The Strategist

IMF: Lack of trust is more harmful than trade wars

07/23/2018 - 15:16

The crisis of trust between the world trade participants can have a more negative impact on the world economy than the direct introduction of duties, experts of the International Monetary Fund (IMF) estimated in an analytical report prepared for the meeting of finance ministers and heads of central banks of G20 member countries in Buenos Aires. The maximum losses in this case will reach 0.4-0.5% of world GDP per year, while even a sharp expansion of the duties will lead to a 0.1% growth slowdown.

Craig Franklin
Craig Franklin
The experts' calculations are based on the IMF macroeconomic dynamic model, which covers six economies and groups of countries - the US, Japan, the euro area, developing countries, Latin America and the rest of the world. The first scenario takes into account only those restrictions that have already been imposed. Recall that the US imposed import duties on steel and aluminum in the amount of 25% and 10%, respectively, and introduced a tariff of 25% on shipments from China worth $ 50 billion or more. The forecast presumes reciprocal equivalent measures of all affected parties with respect to US exports. According to the IMF calculations, in this case, a statistically significant slowdown in GDP growth (by about 0.1 percentage points) will occur in the US and developing countries, while Japan and the euro area may even add the same 0.1 pp in the growth rate.

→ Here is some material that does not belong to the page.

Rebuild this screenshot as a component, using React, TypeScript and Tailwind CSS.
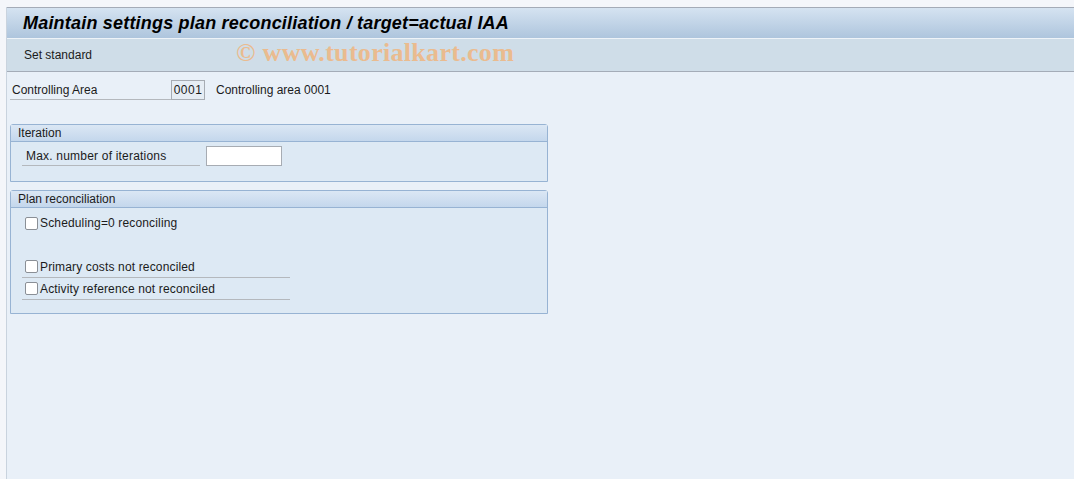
import React from "react";

const font = { fontFamily: '"Liberation Sans", Arial, sans-serif' };

function Group({ title, children, bodyClass }: { title: string; children: React.ReactNode; bodyClass: string }) {
  return (
    <div className="w-[538px] rounded-t-[3px] border border-[#97b3d3] bg-[#dde9f4]">
      <div className="flex h-[17px] items-center border-b border-[#97b3d3] bg-gradient-to-b from-[#dbe7f4] to-[#c4d7ec] pl-[7px] text-[12px] text-[#1b1b1b]">
        {title}
      </div>
      <div className={bodyClass}>{children}</div>
    </div>
  );
}

function Check({ label, underline = false }: { label: string; underline?: boolean }) {
  return (
    <div className={`flex h-[22px] w-[268px] items-center pl-[3px] ${underline ? "border-b border-[#b4b8bd]" : ""}`}>
      <span className="h-[13px] w-[13px] rounded-[2px] border border-[#8a8f96] bg-white" />
      <span className="ml-[2px] text-[12px] tracking-[0.15px] text-[#1b1b1b]">{label}</span>
    </div>
  );
}

export default function App() {
  return (
    <div className="h-[479px] w-[1074px] overflow-hidden bg-[#f4f6fa]" style={font}>
      <div className="h-[7px]" />
      <div className="ml-[6px] flex h-[472px] flex-col border-l border-[#c9d3de] bg-[#e9f0f8]">
        <div className="flex h-[31px] items-center border-t border-[#a4abb7] bg-gradient-to-b from-[#d5e3f1] to-[#aec5dd] pl-[16px]">
          <h1 className="text-[18px] font-bold italic tracking-[0.2px] text-black">
            Maintain settings plan reconciliation / target=actual IAA
          </h1>
        </div>
        <div className="flex h-[34px] items-center border-t border-[#eef3f8] border-b border-b-[#a4acb8] bg-[#cfdde8] pl-[17px] text-[12px] text-[#1b1b1b]">
          <span>Set standard</span>
          <span
            className="-mt-[5px] ml-[144px] text-[26px] font-bold tracking-[0.3px] text-[#eabb8f]"
            style={{ fontFamily: '"Liberation Serif", "Times New Roman", serif' }}
          >
            © www.tutorialkart.com
          </span>
        </div>

        <div className="mt-[8px] flex h-[20px] items-center pl-[3px]">
          <div className="flex h-[19px] w-[161px] items-center border-b border-[#b4b8bd] pl-[2px] text-[12px] text-[#1b1b1b]">
            Controlling Area
          </div>
          <div className="flex h-[20px] w-[34px] items-center justify-center border border-[#a7acb3] bg-[#e6edf4] text-[12px] tracking-[0.5px] text-[#1b1b1b]">
            0001
          </div>
          <span className="ml-[11px] text-[12px] text-[#1b1b1b]">Controlling area 0001</span>
        </div>

        <div className="ml-[3px] mt-[24px]">
          <Group title="Iteration" bodyClass="h-[39px] pl-[11px] pt-[4px]">
            <div className="flex items-center">
              <div className="flex h-[20px] w-[178px] items-center border-b border-[#b4b8bd] pl-[4px] text-[12px] tracking-[0.2px] text-[#1b1b1b]">
                Max. number of iterations
              </div>
              <div className="ml-[6px] h-[20px] w-[76px] border border-[#a7acb3] bg-white" />
            </div>
          </Group>
        </div>

        <div className="ml-[3px] mt-[8px]">
          <Group title="Plan reconciliation" bodyClass="h-[105px] pl-[11px] pt-[4px]">
            <Check label="Scheduling=0 reconciling" />
            <div className="h-[22px]" />
            <Check label="Primary costs not reconciled" underline />
            <Check label="Activity reference not reconciled" underline />
          </Group>
        </div>
      </div>
    </div>
  );
}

The second scenario envisages introduction of additional tariffs of 10% on supplies from China to the US worth $ 200 billion and more (this was announced by US President Donald Trump) and the Chinese side's response. These restrictions may slow the GDP growth of developing countries by 0.3 percentage points, while the growth in the US may be lower by 0.2 pp. However, other regions can accelerate economic growth thanks to substitution American and Chinese goods in the first years after the introduction of such measures. Thus, the countries of the euro area and Latin America can get an increase to 0.1 percentage points of GDP, Japan - up 0.2 pp. Yet, the scenario does not take into account the elasticity of substitution of goods from the US and China. A more complex model may record deterioration in macroeconomic dynamics for all regions, the IMF notes.

The third scenario complements the second with 25 percent tariffs for car supplies to the United States and the response of all affected parties. In this case, in the first year, the growth in the US may be lower by almost 0.6 percentage points, and in Latin America - by 0.1-0.2 percentage points. Other countries will slightly increase in growth, but it will still give way to a slowdown in the long-term.

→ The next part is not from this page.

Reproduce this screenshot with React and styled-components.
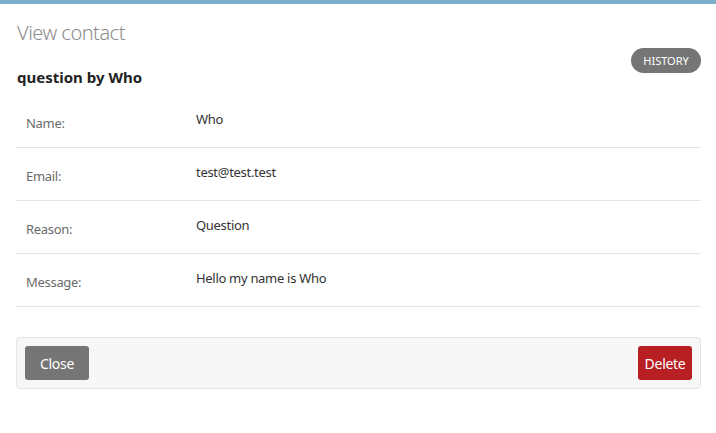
import React from "react";
import styled, { createGlobalStyle } from "styled-components";

const GlobalStyle = createGlobalStyle`
  html, body {
    margin: 0;
    padding: 0;
    background: #ffffff;
  }
  body {
    font-family: "Noto Sans", "Open Sans", sans-serif;
    color: #333333;
  }
`;

const rows = [
  { label: "Name:", value: "Who" },
  { label: "Email:", value: "test@test.test" },
  { label: "Reason:", value: "Question" },
  { label: "Message:", value: "Hello my name is Who" },
];

function App() {
  return (
    <>
      <GlobalStyle />
      <Modal>
        <TopBar />
        <Body>
          <Header>
            <Titles>
              <Title>View contact</Title>
              <Subtitle>question by Who</Subtitle>
            </Titles>
            <PillButton>History</PillButton>
          </Header>
          <Details>
            {rows.map((row) => (
              <Row key={row.label}>
                <Label>{row.label}</Label>
                <Value>{row.value}</Value>
              </Row>
            ))}
          </Details>
          <Footer>
            <Button $width="64px">Close</Button>
            <Button $danger $width="54px">Delete</Button>
          </Footer>
        </Body>
      </Modal>
    </>
  );
}

const Modal = styled.div`
  width: 716px;
  height: 433px;
  background: #ffffff;
`;

const TopBar = styled.div`
  height: 4px;
  background-color: #79aec9;
`;

const Body = styled.div`
  padding: 16px 15px 0 16px;
`;

const Header = styled.div`
  display: flex;
  justify-content: space-between;
  align-items: flex-start;
`;

const Titles = styled.div`
  display: flex;
  flex-direction: column;
  padding-left: 1px;
`;

const Title = styled.h2`
  margin: 0;
  font-size: 20px;
  line-height: 26px;
  font-weight: 300;
  letter-spacing: -0.5px;
  color: #8c8c8c;
`;

const Subtitle = styled.h3`
  margin: 21px 0 0 0;
  font-size: 15px;
  line-height: 20px;
  font-weight: 700;
  color: #222222;
`;

const PillButton = styled.button`
  margin-top: 28px;
  width: 70px;
  height: 25px;
  border: none;
  border-radius: 13px;
  background-color: #757575;
  color: #ffffff;
  font-family: inherit;
  font-size: 11px;
  font-weight: 400;
  text-transform: uppercase;
  padding: 0;
  cursor: pointer;
`;

const Details = styled.div`
  margin-top: 8px;
  display: flex;
  flex-direction: column;
`;

const Row = styled.div`
  display: grid;
  grid-template-columns: 170px 1fr;
  height: 52px;
  border-bottom: 1px solid #e5e5e5;
  font-size: 13px;
  line-height: 20px;
  letter-spacing: -0.3px;
`;

const Label = styled.div`
  padding: 18px 10px 0 10px;
  color: #6b6b6b;
`;

const Value = styled.div`
  padding: 14px 10px 0 10px;
  color: #333333;
`;

const Footer = styled.div`
  margin-top: 30px;
  display: flex;
  justify-content: space-between;
  align-items: center;
  padding: 8px;
  background-color: #f7f7f7;
  border: 1px solid #e4e4e4;
  border-radius: 4px;
`;

const Button = styled.button`
  height: 34px;
  width: ${(p) => p.$width};
  padding: 0;
  border: none;
  border-radius: 3px;
  background-color: ${(p) => (p.$danger ? "#b71f23" : "#757575")};
  color: #ffffff;
  font-family: inherit;
  font-size: 14px;
  letter-spacing: -0.3px;
  cursor: pointer;
`;

export default App;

Finally, the fourth scenario is a temporary global crisis of confidence between participants in international trade; at that, the IMF expects a sharp increase in the risk premium and the subsequent decline in investment, consumption and production. In this case, the global GDP will slow down by 0.4 pp in the first year and 0.5 percentage points in the following. The IMF predicts the largest loss of growth in the US - 0.9 pp; Latin America, Japan and developing countries may be missing 0.6-0.7 percentage points of growth in the economies. IMF experts note that the scenario can underestimate the potential effect of such a development of events, since it does not take into account the possible reaction of central banks.

Although in the end all countries will suffer from the trade conflict, the US economy is especially vulnerable in the current situation, the IMF concludes. The fund recommends "to leave tariffs and mirror responses in the past", and instead think about the need to address the problem of intellectual property rights and the conclusion of innovative agreements on electronic commerce and digital services.